60 Meter Considerations

With the new auto antenna tuner installed always use USB on 60 phone, not LSB and the maximum bandwidth allowed per channel is 2.8 KHz. There are five defined channels on 60 for us to use. There are “center frequencies” for CW, RTTY and the digital modes and there are “offset frequencies” for USB. All the activity I have heard there so far has been USB. Here are the offset frequencies for USB you can directly enter on the the Flex for phone QSOs:

5.3305 5.3465 5.3570 5.3715 5.4035

Observations from KK9H

So far I have tried it on 160, 80, 60 and 40. By the way, the inverted-L is a full-wave antenna on 40 and it has truly been “Da Bomb” for me when chasing DX due to its gain.
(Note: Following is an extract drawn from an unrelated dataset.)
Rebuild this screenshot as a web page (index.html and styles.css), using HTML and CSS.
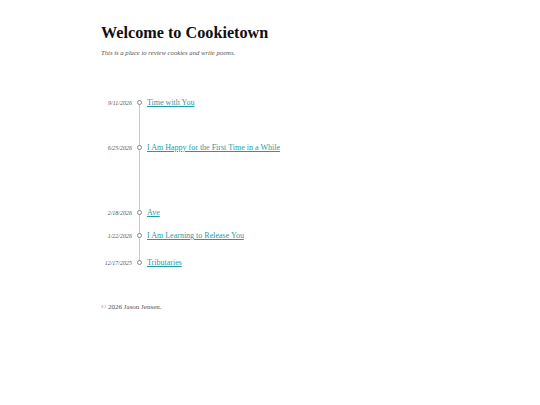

Heaven only knows what the radiation pattern looks like, but it frequently beats my vertical by a noticeable mount. Pretty neat that we can now operate on 60 but be sure to read the exact frequencies we can use there because the the Flex programming is very precise as to where the rig will actually allow you to transmit on that band. Everything is USB on phone, but you have to adjust for the carrier frequency. You can also use CW and digital modes now too.